Wednesday, October 26, 2016

Jennifer Rubin abandons the Republican Party


"Surely there is a sufficient body of people in the center-right who are entirely and thoroughly disgusted with the existing GOP. The once Grand Old Party has come to embody the heinous qualities that liberals unfairly attributed to all Republicans (e.g. hostile to women, the poor and immigrants) and as a political matter has atrophied and accommodated itself to charlatans, snake-oil salesmen and alt-right bigots. Don’t try to reason with this crowd; just up and go."

"Center-right Americans committed to a strong national security policy, free markets with a humane safety net and corrupt-free politics can just leave the GOP and start something new. No furrowed brows and sweating over whether to fire Reince Priebus would be needed. No need to figure out how to expel the evangelical charlatans who believe in nothing but their own power. No need to figure out how to keep talk-radio hecklers and fake Fox News figures from spreading nonsense and making the party dumber by the year. No need to wrest control of early primaries from states that favor fringe candidates."

"Plant a flag, announce your principles and then decide whom you want to invite. Save all the energy that otherwise would be wasted on another useless autopsy report and arguing with people who threw away every conviction to support Trump."


"Instead, these refugees from the GOP can draft a simple statement rejecting the politics of division, misinformation, anger, racism and misogyny. They should not be shy about going on record to condemn the nomination of someone as patently unfit for public office as Trump. They should vow to support candidates of principle and good character."

"The charter for the New Party, or whatever it is called, should not be a laundry list of positions but rather a commitment to practice civil politics and to respect fellow Americans. Conservative habits — moderation, gradualism, tolerance, humility, rational balancing of conflicting concerns, respect for institutions that comprise civil society (from families to churches to volunteer groups) — should be front and center. It is these ideals and habits of mind, even more than issue positions, that will separate the New Party’s politics from the old Republican Party."

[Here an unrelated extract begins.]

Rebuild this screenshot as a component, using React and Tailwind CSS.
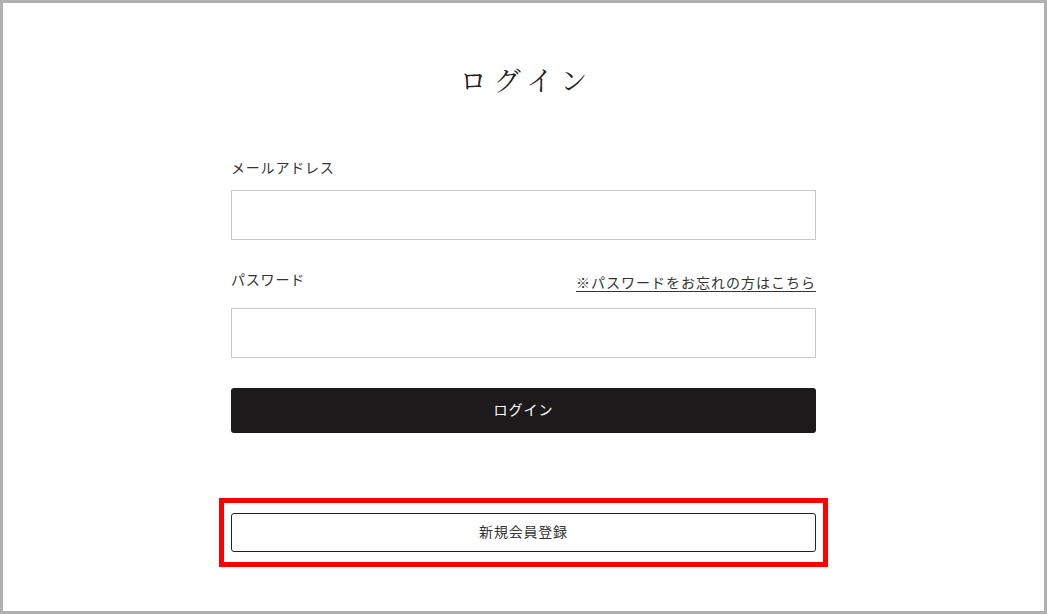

"Anti-intellectualism should be rejected as should the nostalgia for a bygone America that never really existed. The new movement must embrace modernism — which, yes, entails a global economy, a diverse American population, a refusal to cut ourselves off from the world and a commitment to government reform of the tax code, anti-poverty measures, criminal justice, immigration, education, health care, etc. The New Party cannot blow on the embers of the Reagan Revolution in a vain effort to rekindle a 40-year-old flame."